_PROBLEM STATEMENT_.
Each line of the listing that contains the word "styles" is to be copied.

_RECORDED DATA_.
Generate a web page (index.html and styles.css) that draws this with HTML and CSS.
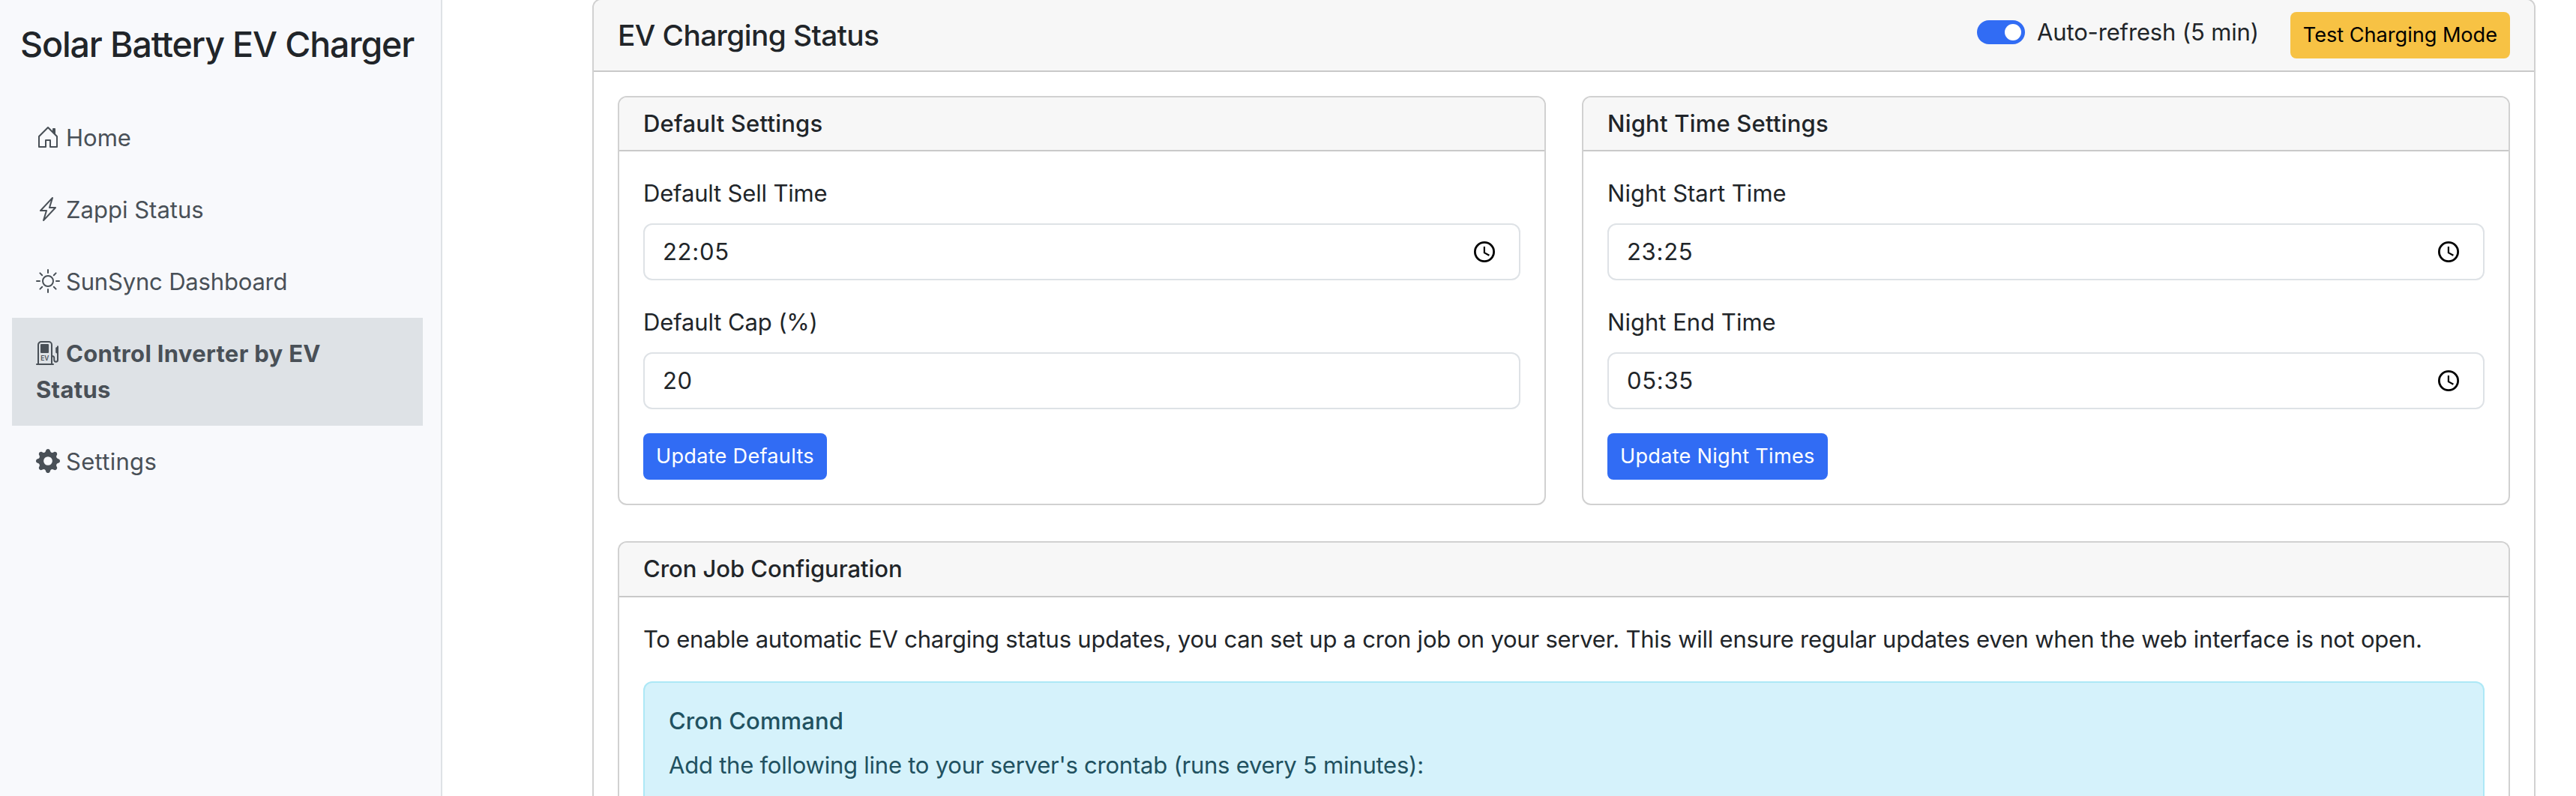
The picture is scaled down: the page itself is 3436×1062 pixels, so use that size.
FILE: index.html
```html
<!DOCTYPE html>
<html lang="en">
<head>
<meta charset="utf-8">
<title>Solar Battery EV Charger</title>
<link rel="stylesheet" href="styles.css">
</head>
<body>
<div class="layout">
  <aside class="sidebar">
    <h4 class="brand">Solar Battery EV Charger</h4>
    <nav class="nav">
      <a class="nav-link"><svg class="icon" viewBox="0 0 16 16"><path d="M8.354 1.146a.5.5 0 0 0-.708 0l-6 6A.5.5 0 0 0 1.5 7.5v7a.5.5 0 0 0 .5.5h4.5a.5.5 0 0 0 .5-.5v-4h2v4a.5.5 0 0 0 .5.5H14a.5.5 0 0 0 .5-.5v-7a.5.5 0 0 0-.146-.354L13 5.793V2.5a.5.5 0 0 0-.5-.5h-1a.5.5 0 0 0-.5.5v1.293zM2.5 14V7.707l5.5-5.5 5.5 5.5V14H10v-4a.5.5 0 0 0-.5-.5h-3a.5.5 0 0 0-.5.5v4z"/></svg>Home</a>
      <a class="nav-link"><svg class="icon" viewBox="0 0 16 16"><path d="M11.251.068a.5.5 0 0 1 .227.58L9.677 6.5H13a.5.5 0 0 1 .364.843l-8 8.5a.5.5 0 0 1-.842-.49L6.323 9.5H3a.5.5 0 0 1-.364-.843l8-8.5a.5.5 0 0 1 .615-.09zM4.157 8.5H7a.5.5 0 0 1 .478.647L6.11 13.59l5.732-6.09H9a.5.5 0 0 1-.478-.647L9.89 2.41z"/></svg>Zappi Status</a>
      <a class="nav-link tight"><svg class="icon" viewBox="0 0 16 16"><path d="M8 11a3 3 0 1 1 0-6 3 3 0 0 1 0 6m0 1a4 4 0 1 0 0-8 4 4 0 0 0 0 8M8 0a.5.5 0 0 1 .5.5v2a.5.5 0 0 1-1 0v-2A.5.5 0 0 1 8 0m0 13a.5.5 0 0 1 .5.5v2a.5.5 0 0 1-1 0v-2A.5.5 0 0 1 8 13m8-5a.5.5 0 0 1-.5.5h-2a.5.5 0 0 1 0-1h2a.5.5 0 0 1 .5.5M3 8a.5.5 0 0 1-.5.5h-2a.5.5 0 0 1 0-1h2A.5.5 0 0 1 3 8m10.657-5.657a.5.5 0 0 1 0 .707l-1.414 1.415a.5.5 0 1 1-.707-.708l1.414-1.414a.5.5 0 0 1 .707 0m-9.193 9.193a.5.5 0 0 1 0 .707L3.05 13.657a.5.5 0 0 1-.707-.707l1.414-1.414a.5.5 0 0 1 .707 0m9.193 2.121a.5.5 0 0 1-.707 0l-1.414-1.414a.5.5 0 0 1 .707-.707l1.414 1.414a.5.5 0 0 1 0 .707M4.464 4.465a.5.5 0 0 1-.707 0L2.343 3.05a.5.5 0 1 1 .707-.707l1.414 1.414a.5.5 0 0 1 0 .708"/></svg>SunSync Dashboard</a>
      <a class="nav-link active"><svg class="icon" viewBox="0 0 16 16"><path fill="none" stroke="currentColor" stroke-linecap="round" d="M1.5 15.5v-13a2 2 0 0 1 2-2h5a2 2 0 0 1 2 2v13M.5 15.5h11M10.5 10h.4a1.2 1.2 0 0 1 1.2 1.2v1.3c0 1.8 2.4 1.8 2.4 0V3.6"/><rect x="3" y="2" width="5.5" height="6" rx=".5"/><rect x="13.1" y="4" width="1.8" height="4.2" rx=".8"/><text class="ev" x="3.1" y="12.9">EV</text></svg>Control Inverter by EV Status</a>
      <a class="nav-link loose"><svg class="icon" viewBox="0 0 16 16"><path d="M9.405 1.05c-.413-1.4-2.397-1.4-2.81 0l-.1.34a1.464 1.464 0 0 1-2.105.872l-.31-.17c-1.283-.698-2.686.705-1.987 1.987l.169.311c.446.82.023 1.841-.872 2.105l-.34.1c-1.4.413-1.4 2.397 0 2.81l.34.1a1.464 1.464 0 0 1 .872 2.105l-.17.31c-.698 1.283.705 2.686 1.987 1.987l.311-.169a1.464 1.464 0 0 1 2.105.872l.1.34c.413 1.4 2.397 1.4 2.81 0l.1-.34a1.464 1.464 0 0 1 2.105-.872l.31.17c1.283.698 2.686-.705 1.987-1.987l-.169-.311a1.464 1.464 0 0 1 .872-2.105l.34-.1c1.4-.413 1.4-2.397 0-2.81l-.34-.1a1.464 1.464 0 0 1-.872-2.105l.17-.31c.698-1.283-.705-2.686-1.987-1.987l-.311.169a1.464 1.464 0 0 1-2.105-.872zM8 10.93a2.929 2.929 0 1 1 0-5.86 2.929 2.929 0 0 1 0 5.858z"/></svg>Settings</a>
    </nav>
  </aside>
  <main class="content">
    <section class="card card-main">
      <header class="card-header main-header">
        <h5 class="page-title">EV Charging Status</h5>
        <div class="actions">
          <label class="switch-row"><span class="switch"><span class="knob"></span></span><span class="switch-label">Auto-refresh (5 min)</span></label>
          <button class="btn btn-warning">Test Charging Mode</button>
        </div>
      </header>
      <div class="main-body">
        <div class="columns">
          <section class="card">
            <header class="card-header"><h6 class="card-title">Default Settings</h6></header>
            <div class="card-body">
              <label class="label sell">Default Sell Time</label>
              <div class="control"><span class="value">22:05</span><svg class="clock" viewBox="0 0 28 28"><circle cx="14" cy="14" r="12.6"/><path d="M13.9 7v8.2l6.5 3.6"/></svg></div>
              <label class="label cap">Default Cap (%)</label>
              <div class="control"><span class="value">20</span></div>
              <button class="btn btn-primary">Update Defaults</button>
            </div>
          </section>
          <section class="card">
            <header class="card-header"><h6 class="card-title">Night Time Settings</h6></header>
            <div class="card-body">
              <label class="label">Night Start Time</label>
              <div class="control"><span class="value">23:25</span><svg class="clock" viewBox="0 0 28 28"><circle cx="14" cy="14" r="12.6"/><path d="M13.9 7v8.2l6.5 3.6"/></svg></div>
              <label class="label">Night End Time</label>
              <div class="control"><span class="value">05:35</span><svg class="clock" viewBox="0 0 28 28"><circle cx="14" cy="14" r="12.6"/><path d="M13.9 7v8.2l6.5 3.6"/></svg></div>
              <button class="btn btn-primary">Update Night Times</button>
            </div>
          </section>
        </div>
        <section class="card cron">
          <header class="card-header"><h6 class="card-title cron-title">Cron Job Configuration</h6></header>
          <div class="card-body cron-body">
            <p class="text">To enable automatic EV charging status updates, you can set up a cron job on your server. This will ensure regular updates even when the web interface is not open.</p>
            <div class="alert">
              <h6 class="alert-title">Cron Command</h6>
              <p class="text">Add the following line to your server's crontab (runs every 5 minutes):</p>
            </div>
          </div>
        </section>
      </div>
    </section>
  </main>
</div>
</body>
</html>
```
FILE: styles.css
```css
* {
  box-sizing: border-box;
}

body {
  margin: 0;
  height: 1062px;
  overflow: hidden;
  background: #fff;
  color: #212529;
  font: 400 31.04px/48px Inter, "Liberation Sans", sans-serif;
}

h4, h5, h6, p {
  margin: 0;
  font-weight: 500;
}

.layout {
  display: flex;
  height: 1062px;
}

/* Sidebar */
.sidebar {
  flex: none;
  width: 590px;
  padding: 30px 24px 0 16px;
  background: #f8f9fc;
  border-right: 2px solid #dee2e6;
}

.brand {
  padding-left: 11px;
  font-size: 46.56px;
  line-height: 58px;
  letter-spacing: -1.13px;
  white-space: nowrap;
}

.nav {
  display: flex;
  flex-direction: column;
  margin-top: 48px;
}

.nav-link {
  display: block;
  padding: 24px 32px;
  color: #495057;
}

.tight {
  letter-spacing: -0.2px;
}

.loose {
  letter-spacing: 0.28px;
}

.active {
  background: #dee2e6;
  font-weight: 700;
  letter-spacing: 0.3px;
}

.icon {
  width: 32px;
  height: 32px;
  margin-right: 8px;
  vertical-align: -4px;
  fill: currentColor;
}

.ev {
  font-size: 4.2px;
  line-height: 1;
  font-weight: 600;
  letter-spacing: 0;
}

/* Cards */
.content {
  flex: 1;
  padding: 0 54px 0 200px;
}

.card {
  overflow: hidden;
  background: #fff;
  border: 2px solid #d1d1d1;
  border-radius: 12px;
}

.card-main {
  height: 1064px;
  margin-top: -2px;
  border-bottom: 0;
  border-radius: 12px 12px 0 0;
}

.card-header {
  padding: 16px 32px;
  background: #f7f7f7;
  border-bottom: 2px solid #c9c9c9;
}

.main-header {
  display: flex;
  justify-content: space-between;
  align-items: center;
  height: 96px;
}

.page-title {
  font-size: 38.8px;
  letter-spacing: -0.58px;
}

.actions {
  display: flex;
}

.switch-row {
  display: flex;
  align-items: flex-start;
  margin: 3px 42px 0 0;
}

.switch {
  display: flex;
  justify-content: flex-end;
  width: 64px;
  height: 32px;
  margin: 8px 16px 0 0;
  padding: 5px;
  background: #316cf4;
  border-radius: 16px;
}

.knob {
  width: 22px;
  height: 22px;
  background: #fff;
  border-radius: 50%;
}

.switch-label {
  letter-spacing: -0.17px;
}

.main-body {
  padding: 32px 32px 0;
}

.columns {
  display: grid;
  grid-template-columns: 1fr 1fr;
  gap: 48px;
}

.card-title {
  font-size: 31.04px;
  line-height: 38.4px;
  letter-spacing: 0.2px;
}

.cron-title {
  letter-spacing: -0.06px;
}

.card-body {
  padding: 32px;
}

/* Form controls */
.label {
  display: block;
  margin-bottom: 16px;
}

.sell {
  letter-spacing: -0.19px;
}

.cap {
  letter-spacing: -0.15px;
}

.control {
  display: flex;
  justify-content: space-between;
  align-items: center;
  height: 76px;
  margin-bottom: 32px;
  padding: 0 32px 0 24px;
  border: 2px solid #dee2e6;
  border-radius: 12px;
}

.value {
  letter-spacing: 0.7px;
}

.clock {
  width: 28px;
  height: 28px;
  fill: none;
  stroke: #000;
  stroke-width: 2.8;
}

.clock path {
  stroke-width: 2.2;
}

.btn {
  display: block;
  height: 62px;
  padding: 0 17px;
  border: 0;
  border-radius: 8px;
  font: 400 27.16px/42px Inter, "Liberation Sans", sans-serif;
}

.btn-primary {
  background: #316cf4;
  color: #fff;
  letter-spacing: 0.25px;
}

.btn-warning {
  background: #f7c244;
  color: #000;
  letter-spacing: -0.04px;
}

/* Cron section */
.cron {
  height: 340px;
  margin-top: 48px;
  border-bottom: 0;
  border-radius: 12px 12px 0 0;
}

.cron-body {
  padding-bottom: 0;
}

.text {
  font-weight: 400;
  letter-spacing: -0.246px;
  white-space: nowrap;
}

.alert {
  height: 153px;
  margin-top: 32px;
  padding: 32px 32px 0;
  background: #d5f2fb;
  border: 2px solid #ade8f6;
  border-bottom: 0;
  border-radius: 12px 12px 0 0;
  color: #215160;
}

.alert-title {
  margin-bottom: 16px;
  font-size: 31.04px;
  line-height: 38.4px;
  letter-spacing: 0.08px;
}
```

_ANSWER TO THIS PROBLEM_.
Generate a web page (index.html and styles.css) that draws this with HTML and CSS.
<link rel="stylesheet" href="styles.css">
FILE: styles.css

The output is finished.